__EXERCISE MATERIALS__
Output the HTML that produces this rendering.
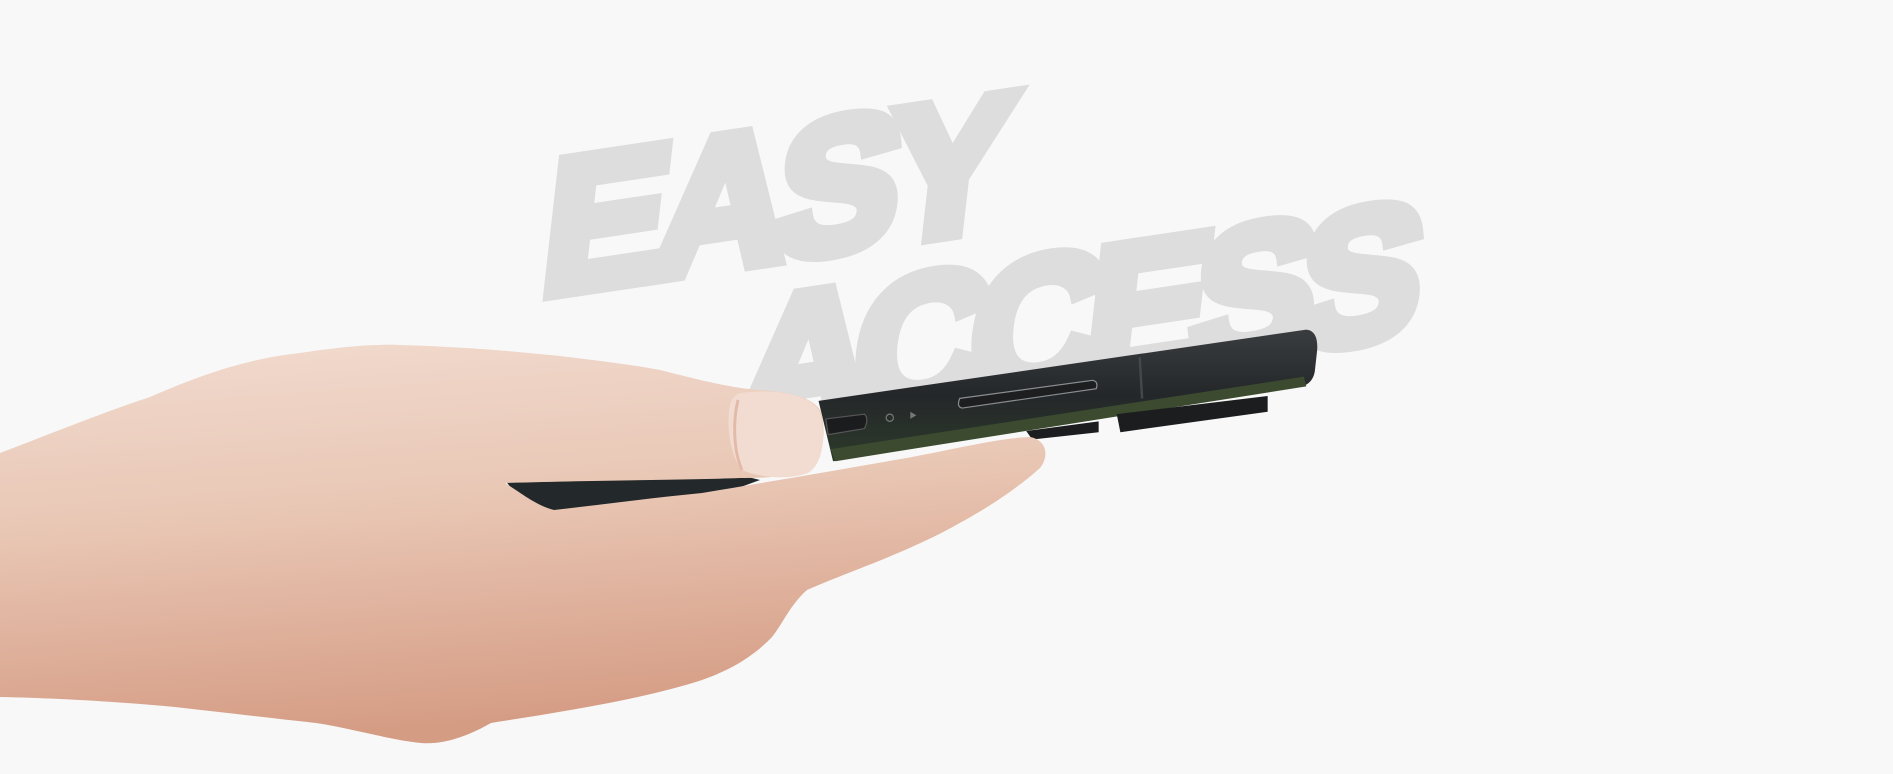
<!DOCTYPE html>
<html><head><meta charset="utf-8"><style>
html,body{margin:0;padding:0;width:1893px;height:774px;overflow:hidden;background:#f8f8f8;position:relative}
.t{position:absolute;font-family:"Liberation Sans",sans-serif;font-weight:bold;font-style:normal;font-size:186px;line-height:190px;color:#dcdddc;-webkit-text-stroke:15px #dcdddc;paint-order:stroke fill;white-space:nowrap;transform-origin:0 161px;transform:rotate(-8.5deg) skewX(-15deg)}
svg{position:absolute;left:0;top:0;display:block}
</style></head><body>
<div class="t" style="left:538px;top:137px;letter-spacing:-12px">EASY</div>
<div class="t" style="left:732px;top:277px;letter-spacing:-17px">ACCESS</div>
<svg width="1893" height="774" viewBox="0 0 1893 774" xmlns="http://www.w3.org/2000/svg">
<defs>
<linearGradient id="skin" x1="0" y1="0" x2="0.2" y2="1">
<stop offset="0" stop-color="#f1dbcf"/><stop offset="0.45" stop-color="#e9c7b5"/><stop offset="1" stop-color="#d59c84"/>
</linearGradient>
<linearGradient id="ph" x1="0" y1="0" x2="0" y2="1">
<stop offset="0" stop-color="#3a3d40"/><stop offset="0.5" stop-color="#24272a"/><stop offset="1" stop-color="#2c3a2a"/>
</linearGradient>
</defs>
<path d="M505,480 L720,470 L760,480 L705,500 L560,515 L520,500 Z" fill="#23282a"/>
<g transform="scale(1.2073)">
<path d="M678,332 L1082,273 Q1092,274 1091,290 L1089,308 Q1087,318 1078,320 L690,382 Z" fill="url(#ph)"/>
<path d="M688,372 L1080,312 L1082,320 L692,382 Z" fill="#3c4a30"/>
<line x1="944" y1="296" x2="946" y2="330" stroke="#44484b" stroke-width="2"/>
<path d="M795,330 L905,315 Q910,316 908,322 L797,338 Q792,337 795,330Z" fill="#1c1e20" stroke="#8a8d90" stroke-width="1"/>
<circle cx="737" cy="346" r="3" fill="none" stroke="#777" stroke-width="1"/>
<path d="M754,341 L759,344 L754,347Z" fill="#777"/>
<path d="M684,347 L716,343 Q720,347 716,355 L686,360Z" fill="#1a1c1e" stroke="#555" stroke-width="1"/>
<path d="M925,343 L1050,328 L1050,341 L928,358 Z" fill="#1b1d1f"/>
<path d="M850,357 L910,349 L910,358 L855,364 Z" fill="#1b1d1f"/>
</g>
<path d="M0,453 C60,430 110,410 150,397 C200,375 250,358 300,353 C340,347 370,344 400,345 C470,347 520,352 560,356 C610,362 640,366 660,370 C700,380 730,388 760,390 C790,392 815,398 821,412 C826,430 824,455 812,468 C800,476 770,478 740,478 C690,480 610,480 505,483 C520,492 535,505 554,510 C600,505 650,498 702,493 C780,480 850,468 912,457 C960,448 1000,438 1030,437 C1046,440 1050,455 1040,468 C1010,495 975,515 947,530 C900,555 840,575 807,590 C790,605 782,625 772,637 C750,660 725,672 702,680 C640,700 560,712 491,723 C470,735 445,745 421,743 C390,740 350,728 316,723 C270,718 220,712 175,707 C110,701 50,698 0,697 Z" fill="url(#skin)"/>
<path d="M740,393 C780,388 815,396 821,415 C826,440 822,465 808,473 C790,480 760,478 742,470 C730,455 726,425 730,405 C732,398 735,395 740,393Z" fill="#f2dcd2"/>
<path d="M738,400 C733,420 733,450 742,470" fill="none" stroke="#e2bba8" stroke-width="3"/>
</svg>
</body></html>
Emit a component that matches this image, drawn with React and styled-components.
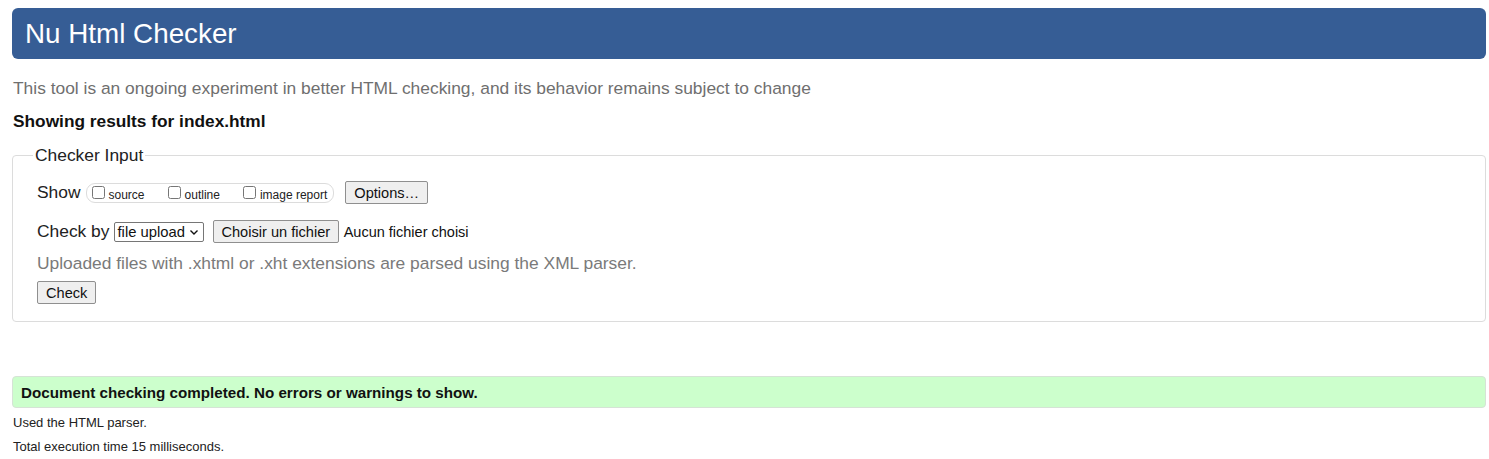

__YOUR TASK__
Repeat the preceding records precisely, and leave every picture out of the copy.

__EXERCISE RESPONSE__
Output the HTML that produces this rendering.
<!DOCTYPE html>
<html><head><meta charset="utf-8"><style>
html,body{margin:0;padding:0;width:1893px;height:774px;overflow:hidden;background:#f8f8f8;position:relative}
.t{position:absolute;font-family:"Liberation Sans",sans-serif;font-weight:bold;font-style:normal;font-size:186px;line-height:190px;color:#dcdddc;-webkit-text-stroke:15px #dcdddc;paint-order:stroke fill;white-space:nowrap;transform-origin:0 161px;transform:rotate(-8.5deg) skewX(-15deg)}
svg{position:absolute;left:0;top:0;display:block}
</style></head><body>
<div class="t" style="left:538px;top:137px;letter-spacing:-12px">EASY</div>
<div class="t" style="left:732px;top:277px;letter-spacing:-17px">ACCESS</div>
<svg width="1893" height="774" viewBox="0 0 1893 774" xmlns="http://www.w3.org/2000/svg">
<defs>
<linearGradient id="skin" x1="0" y1="0" x2="0.2" y2="1">
<stop offset="0" stop-color="#f1dbcf"/><stop offset="0.45" stop-color="#e9c7b5"/><stop offset="1" stop-color="#d59c84"/>
</linearGradient>
<linearGradient id="ph" x1="0" y1="0" x2="0" y2="1">
<stop offset="0" stop-color="#3a3d40"/><stop offset="0.5" stop-color="#24272a"/><stop offset="1" stop-color="#2c3a2a"/>
</linearGradient>
</defs>
<path d="M505,480 L720,470 L760,480 L705,500 L560,515 L520,500 Z" fill="#23282a"/>
<g transform="scale(1.2073)">
<path d="M678,332 L1082,273 Q1092,274 1091,290 L1089,308 Q1087,318 1078,320 L690,382 Z" fill="url(#ph)"/>
<path d="M688,372 L1080,312 L1082,320 L692,382 Z" fill="#3c4a30"/>
<line x1="944" y1="296" x2="946" y2="330" stroke="#44484b" stroke-width="2"/>
<path d="M795,330 L905,315 Q910,316 908,322 L797,338 Q792,337 795,330Z" fill="#1c1e20" stroke="#8a8d90" stroke-width="1"/>
<circle cx="737" cy="346" r="3" fill="none" stroke="#777" stroke-width="1"/>
<path d="M754,341 L759,344 L754,347Z" fill="#777"/>
<path d="M684,347 L716,343 Q720,347 716,355 L686,360Z" fill="#1a1c1e" stroke="#555" stroke-width="1"/>
<path d="M925,343 L1050,328 L1050,341 L928,358 Z" fill="#1b1d1f"/>
<path d="M850,357 L910,349 L910,358 L855,364 Z" fill="#1b1d1f"/>
</g>
<path d="M0,453 C60,430 110,410 150,397 C200,375 250,358 300,353 C340,347 370,344 400,345 C470,347 520,352 560,356 C610,362 640,366 660,370 C700,380 730,388 760,390 C790,392 815,398 821,412 C826,430 824,455 812,468 C800,476 770,478 740,478 C690,480 610,480 505,483 C520,492 535,505 554,510 C600,505 650,498 702,493 C780,480 850,468 912,457 C960,448 1000,438 1030,437 C1046,440 1050,455 1040,468 C1010,495 975,515 947,530 C900,555 840,575 807,590 C790,605 782,625 772,637 C750,660 725,672 702,680 C640,700 560,712 491,723 C470,735 445,745 421,743 C390,740 350,728 316,723 C270,718 220,712 175,707 C110,701 50,698 0,697 Z" fill="url(#skin)"/>
<path d="M740,393 C780,388 815,396 821,415 C826,440 822,465 808,473 C790,480 760,478 742,470 C730,455 726,425 730,405 C732,398 735,395 740,393Z" fill="#f2dcd2"/>
<path d="M738,400 C733,420 733,450 742,470" fill="none" stroke="#e2bba8" stroke-width="3"/>
</svg>
</body></html>
Emit a component that matches this image, drawn with React and styled-components.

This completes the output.